I challenge you to find a review of Death Stranding that doesn’t mention how cinematic it feels. Not only does the game employ beautiful perspective shots and dramatic exposition, it stars top-tier actors and directors, including Norman Reedus, Mads Mikkelsen and Guillermo del Toro. Their names are emblazoned across the screen multiple times, packed into the intro credits and appearing again with each character’s debut.
As is usually the case in video game criticism, the comparison to film is presented as a positive feature, driving home the idea that Death Stranding is just as powerful and necessary as any Academy Award nominee. As if Hollywood prestige were the highest bar for artistic criticism. As if, by emulating a movie, a video game earns real value.
By this metric, Death Stranding is a good game because it looks like a good movie, and Kojima is a talented filmmaker.
But, is he a good game designer?
Well, yes. The accomplishments of Kojima’s games are varied, numerous and genre-defining. He’s responsible for inviting artistic criticism into a realm of entertainment that’s been historically shunned from mainstream conversations, and his games have plenty to say. Even when those words are coming from the mouth of a rechargable baby floating inside an artificial womb strapped to the chest of a superpowered delivery man.
However, the conversation around the prestige of AAA games has clear parameters, many of which have been set outside of the video game industry. Red Dead Redemption 2, ostensibly the top game of 2018, was lauded for its cinematography and acting; similar praise has been applied to God of War, The Last of Us, Horizon Zero Dawn, and most major-label games of the past few generations. Discussions about these games in art or academia often adhere to standards set by Hollywood insiders. When we talk about video games as important, artistic or socially valuable, film is the gold standard.
There’s good reason for this. The American film industry provides a template for video games, dictating how these experiences will be received in art, education and public consciousness. Essentially, film has been here before.

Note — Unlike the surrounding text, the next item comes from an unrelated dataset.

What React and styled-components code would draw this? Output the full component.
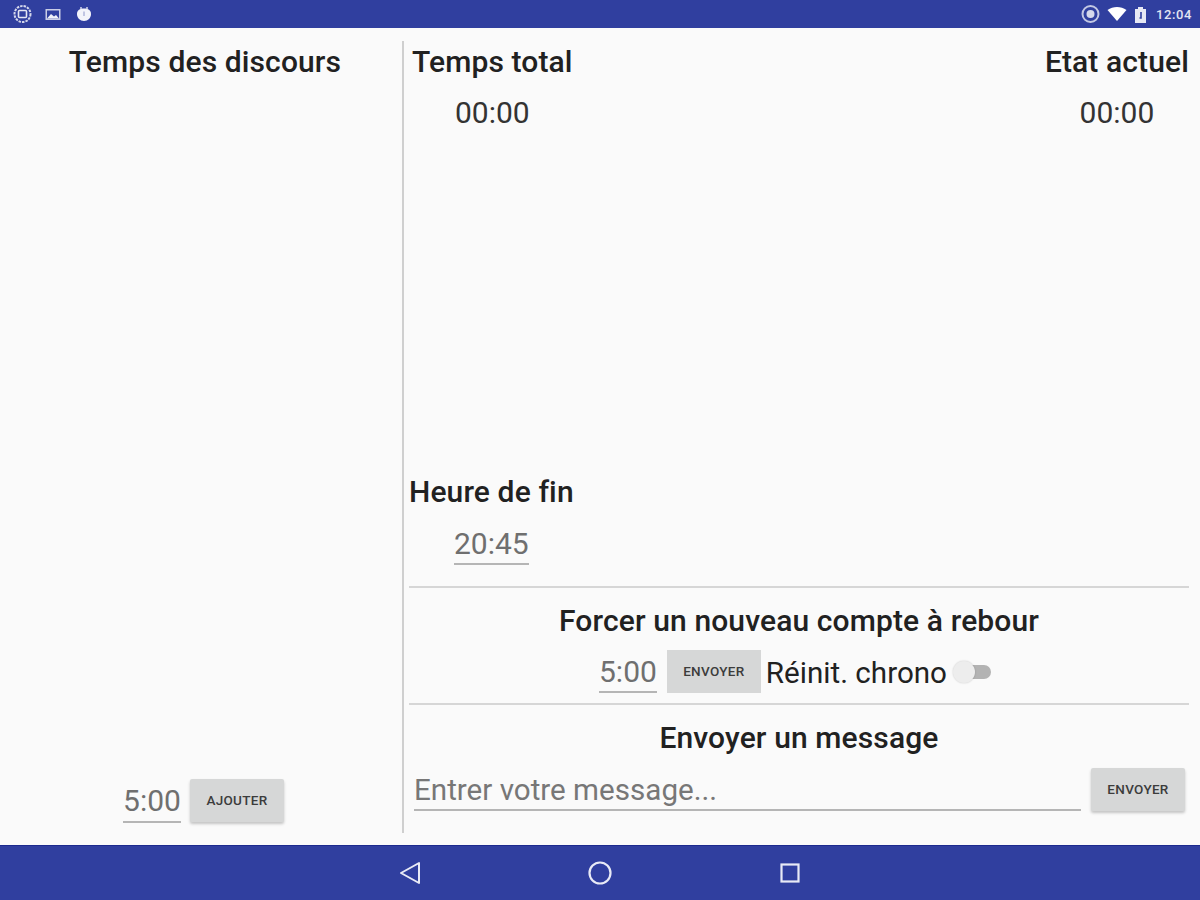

It took decades for film to be widely viewed as legitimate artistic expression. Citizen Kane, the movie that set the standards of visual storytelling, came out in 1941, but film classes weren’t offered in most American universities until the mid-1970s. Before that time, movies — especially domestic ones — were viewed by the establishment as less intelligent, and therefore less valuable, than literature.
Time marched on. Incoming generations of students grew up with theaters, foreign movies and film critiques in The Village Voice, and they naturally understood the power of the medium. Universities eventually caught up with their students and started examining film, presenting it on equal footing as novels and other visual arts. Today, even digitally distributed television shows are extended the same respect.
Nearly 50 years later, this adoption process has transferred to video games. Most universities nowadays offer some kind of video game program, including classes that dissect the industry with a critical eye. However, even just four years ago, universities like the Art Center College of Design in California didn’t offer dedicated gaming tracks, and many of its professors were baffled by digital, interactive forms of art. In film-history terms, video games are just now leaving the 1970s.
It makes sense, then, that video games would use film as a guiding rod. Movies are similarly visual, and they’ve successfully infiltrated the bubbles of art, academia and mainstream consumption. The quickest and clearest way to ensure video games are viewed equally is to emulate film.